Il numero 83 si apre con un editoriale dedicato alle elezioni americane e all’imminente voto referendario per poi passare a nove servizi che ci raccontano altrettante storie, alcune piccole come per esempio quella sul progetto Brixton Pound e altre grandi, come il reportage di Fabio Cuttica sulle Farc e sul processo di pace in corso. Insieme alle altre sette che compongono questo numero, rappresentano il nostro contributo mensile a un ideale di informazione giornalistica prodotta in modo differente, lontano dagli editori intesi in senso classico, con poca mediazione redazionale e quasi integralmente basata sul lavoro di chi mette in gioco innanzitutto se stesso per dar voce alle storie attraverso le persone che ne sono protagoniste. Per sostenere il nostro magazine, che quest’anno compie dieci anni, ma ache per supportare tutte le altre iniziative sul territorio e indirizzate alla diffusione della cultura fotografica  che la nostra associazione realizza, ti chiediamo di aiutarci con un piccolo contributo, aderendo alla campagna soci 2017 che abbiamo appena lanciato. Grazie e buona lettura!

“If I were to run, I’d run as a Republican. They’re the dumbest group of voters in the country. They believe anything on Fox News. I could lie and they’d still eat it up. I bet my numbers would be terrific”
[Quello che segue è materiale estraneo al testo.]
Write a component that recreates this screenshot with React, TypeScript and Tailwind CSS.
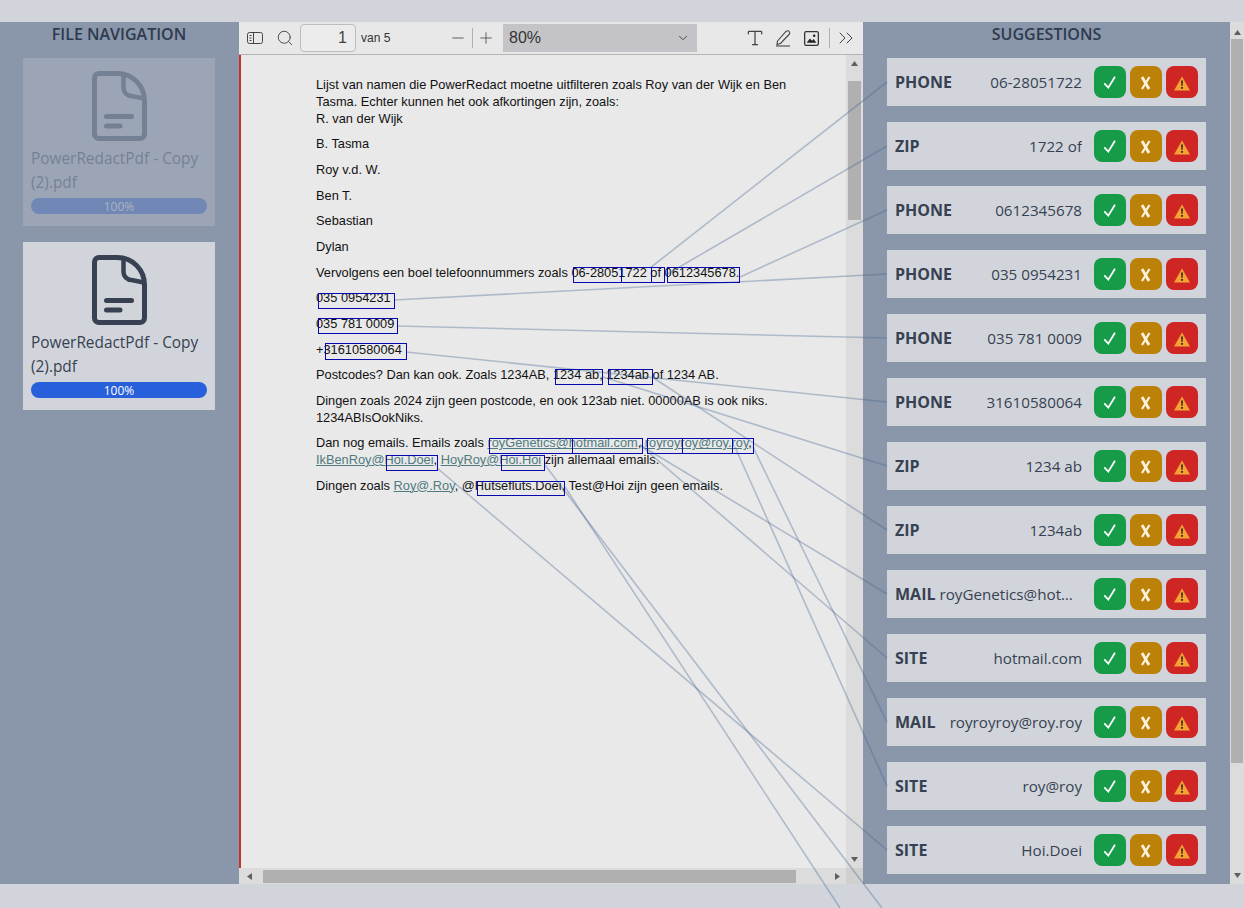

Donald Trump, People Magazine 1998

Certo che, a rileggere questo stralcio di intervista rilasciata diciotto anni fa a People, il neo presidente eletto sembra tutt’altro che lo sprovveduto, politicamente parlando, che ci è stato fin qui descritto dai media americani. Trump appare piuttosto quale lo scaltro uomo d’affari che è in effetti e che ha saputo cogliere con straordinaria intuizione, forse l’unica opportunità che aveva a disposizione per concludere il più grande business della propria carriera, diventare il 45imo presidente degli Stati Uniti d’America. A urne chiuse è ormai evidente che il miliardario newyorkese abbia vinto soprattutto perché ha saputo leggere, meglio e più cinicamente di tutti, la cartina geopolitica del malumore degli americani. Trump si è rivolto senza indugio a quella grande fetta di elettorato bianco, deluso e travolto dagli effetti della globalizzazione che aspettava da tempo qualcuno capace di confortarlo attraverso il miraggio di una vera e propria restaurazione sociale ed economica, riassunta alla perfezione dallo slogan “let’s make America great again” utilizzato durante tutta la campagna elettorale.

Aspettando di capire se Trump sarà veramente il presidente che ha promesso di essere ai suoi elettori, per comprendere meglio cosa sta accadendo nel mondo e il perché di queste virate verso il populismo di tante democrazie occidentali, basta tornare indietro agli anni ’30, quelli della Grande Depressione, epoca in cui sotto la spinta dei ceti medio-bassi, frustrati da una crisi senza precedenti, a prendere il potere furono proprio quei partiti e movimenti che meglio seppero incanalare e rappresentare questa rabbia popolare. E’ ciò che accadde in Germania con Hitler e in Italia con Mussolini ed è ciò che è sempre successo quando la società stenta a garantire benessere ed equità sociale. Detto che le democrazie dei nostri giorni dovrebbero avere antidoti sufficienti a evitare le stesse pericolose derive autoritarie del passato, il caso turco dimostra che affinchè ciò avvenga è molto importante vigilare sulle regole che garantiscono l’equilibrio dei poteri e il mantenimento dell’ordine democratico. Ecco perché a pochi giorni dal voto, l’invito a tutti i nostri lettori è quello di informarsi bene sul referendum che a breve interesserà l’Italia. Riuscirci non è facile come dovrebbe dal momento che per ragioni politiche, il quesito referendario non è stato presentato per quello che è ma piuttosto come una sfida tra vecchio e nuovo, tra governabilità e instabilità, perfino come un voto pro e contro il governo Renzi. Insomma, si è parlato di tutto ma molto poco di cosa cambierebbe davvero la riforma costituzionale già approvata dal Parlamento e quali sarebbero i suoi effetti concreti. In Rete fortunatamente ci sono tutte le informazioni necessarie per farsi una propria idea in vista del prossimo 4 dicembre che, è bene ricordarlo, non rappresenta un appuntamento politico ma l’esercizio di un diritto fondamentale di ciascun cittadino.